We POST a new TodoList, just like we POSTed a new user before. Then we have to update the user resource to point at the new list. me.lists is just a plain old Python list, so we append the new todo list, then PUT me to update the server's copy. We then repeat the same process to add items to the todo list.

Light's Green; Trap's Clean

Now that we've trapped a bunch of data in our database, let's start from scratch and pull the todo list's items back:

>>> me = User.get("me@example.com")
>>> print [item.value for item in me.lists[0].items]
[u'Milk', u'Eggs', u'Bread']

Awesome.

But wait, I've conveniently left a loose end untied! I claimed that shenanigans were strictly forbidden. So far, we've been acting nice and giving the server exactly what it wants. Now let's try to feed the server some crap:

>>> me = User.post(email="you@example.com", lists=123)
Traceback (most recent call last):
  ...
client.BadRequestError: "123" is not a list
>>> me = User.post(screw_you_server="EXPLODE!")
Traceback (most recent call last):
  ...
client.BadRequestError: Didn't expect field "screw_you_server"

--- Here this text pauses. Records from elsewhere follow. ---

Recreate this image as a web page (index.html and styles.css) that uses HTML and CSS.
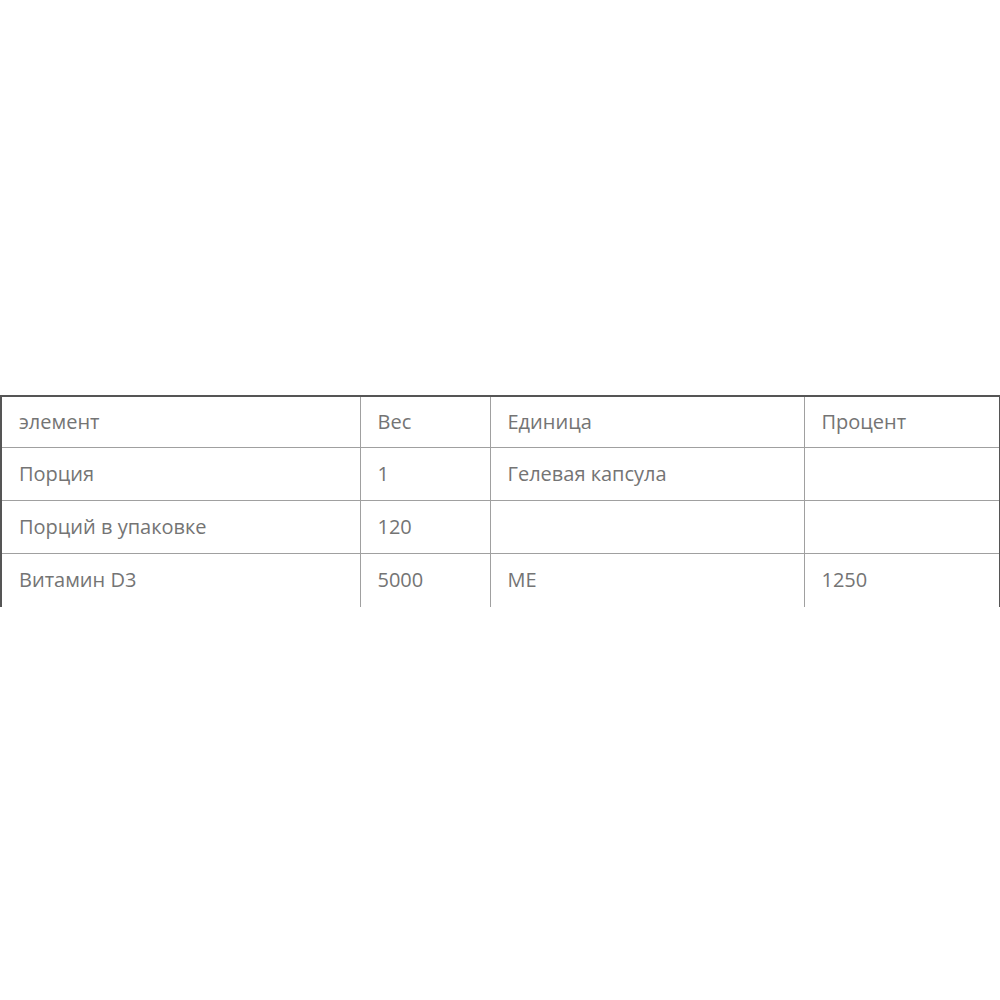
FILE: index.html
```html
<!DOCTYPE html>
<html lang="ru">
<head>
<meta charset="utf-8">
<link rel="stylesheet" href="styles.css">
</head>
<body>
<div class="page">
  <table class="facts">
    <colgroup>
      <col class="c1"><col class="c2"><col class="c3"><col class="c4">
    </colgroup>
    <tr><td>элемент</td><td>Вес</td><td>Единица</td><td>Процент</td></tr>
    <tr><td>Порция</td><td>1</td><td>Гелевая капсула</td><td></td></tr>
    <tr><td>Порций в упаковке</td><td>120</td><td></td><td></td></tr>
    <tr class="last"><td>Витамин D3</td><td>5000</td><td>МЕ</td><td>1250</td></tr>
  </table>
</div>
</body>
</html>
```
FILE: styles.css
```css
html, body {
  margin: 0;
  padding: 0;
  background: #fff;
}
.page {
  padding-top: 395px;
}
.facts {
  width: 999px;
  border-collapse: collapse;
  table-layout: fixed;
  font-family: "Open Sans", "Liberation Sans", sans-serif;
  font-size: 20px;
  color: #747474;
  border-top: 2px solid #555;
  border-left: 2px solid #555;
  border-right: 2px solid #555;
}
.c1 { width: 359px; }
.c2 { width: 130px; }
.c3 { width: 314px; }
.c4 { width: 196px; }
.facts td {
  height: 52px;
  padding: 0 17px 1px;
  border: 1px solid #a0a0a0;
  vertical-align: middle;
  box-sizing: border-box;
  white-space: nowrap;
}
.facts tr:first-child td { border-top: 2px solid #555; height: 51px; padding-bottom: 0; }
.facts tr:nth-child(2) td { height: 53px; }
.facts tr:nth-child(3) td { height: 53px; }
.facts td:first-child { border-left: 2px solid #555; }
.facts td:last-child { border-right: 2px solid #555; }
.facts tr.last td { border-bottom: none; height: 54px; }
```
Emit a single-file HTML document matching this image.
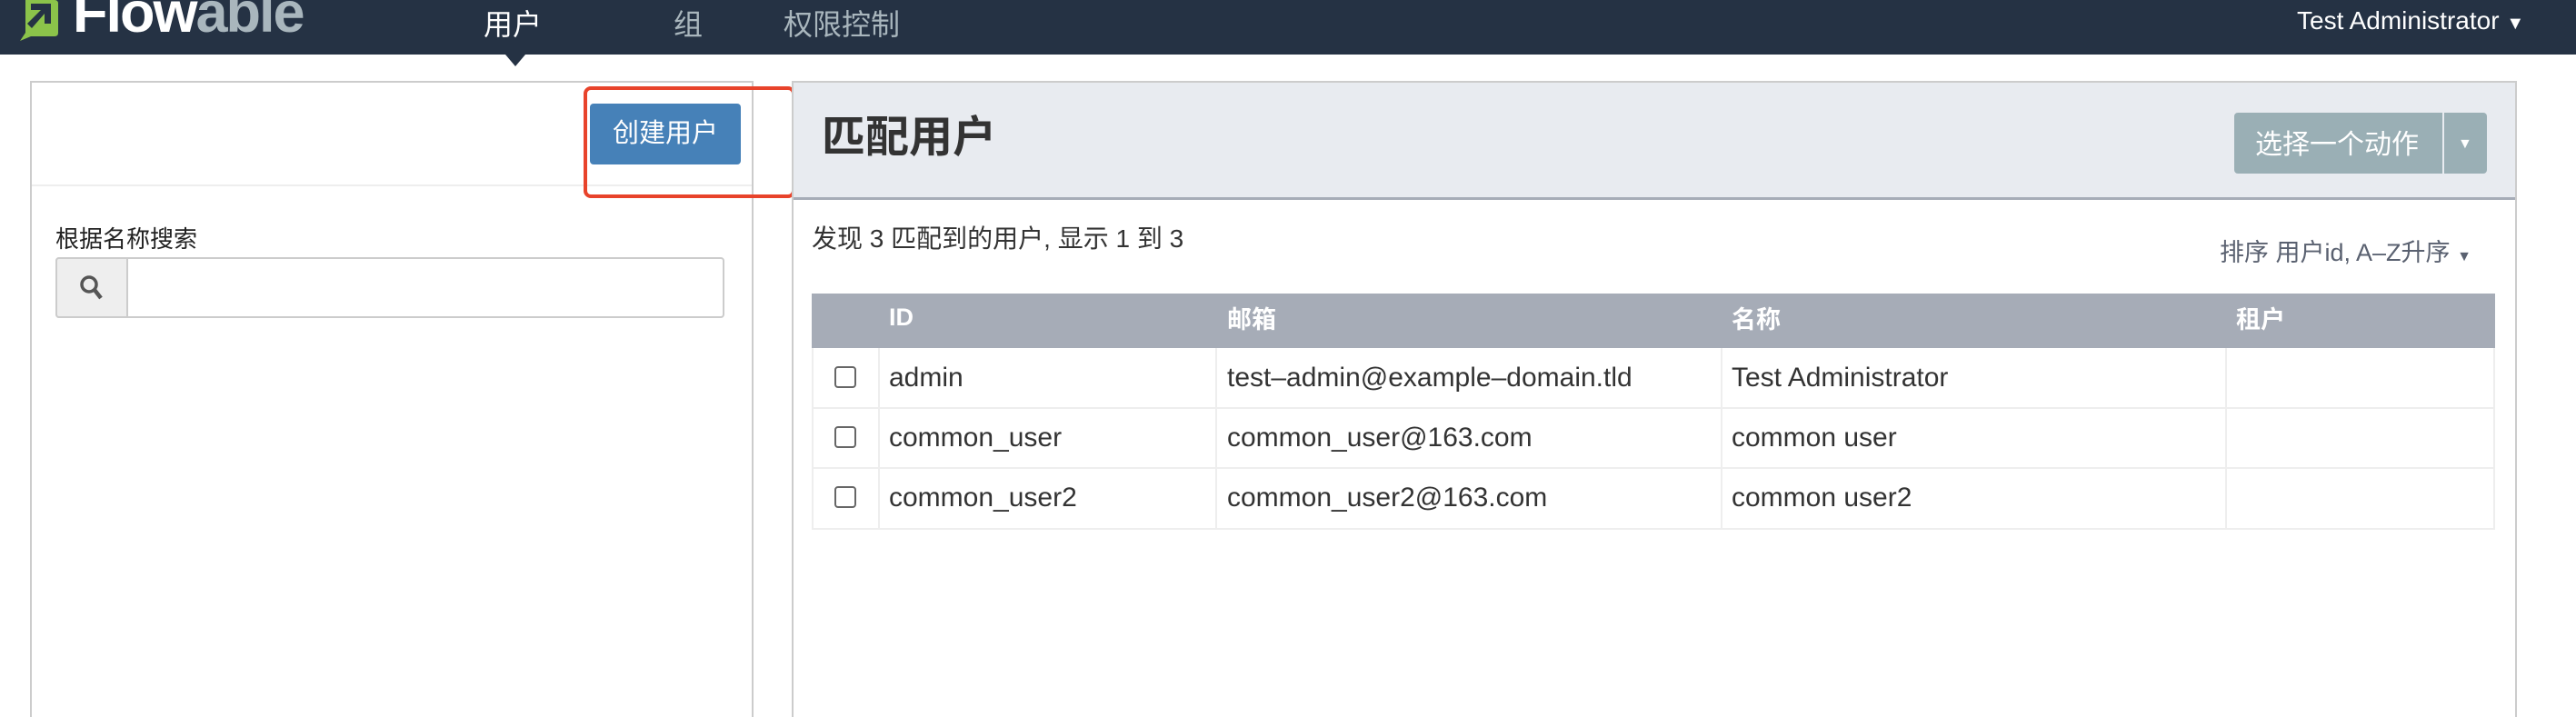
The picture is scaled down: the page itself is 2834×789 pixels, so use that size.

It's having none of it! It will snub your stupidly-formed data all day long. And it's not just simple things like types that are enforced. You can define regex constraints for your strings, ranges for your numbers, and whatever else you can dream up. You can suffocate your precious data with constraints. Your links are guaranteed to reference valid resources; your URLs are guaranteed to match your data; your data is guaranteed to match your schema.

Everything I've shown here is real, working code. A few of the things I've mentioned, like link validity constraints, aren't done yet, but they're coming. Unfortunately, I can't point you at subversion just yet, because I don't have anywhere to host it. That will hopefully change soon, and you'll be able to prod it for yourself. For now, you'll have to make do with imagining how awesome it would be to speed up your database by sticking a plain old HTTP caching proxy in front of it.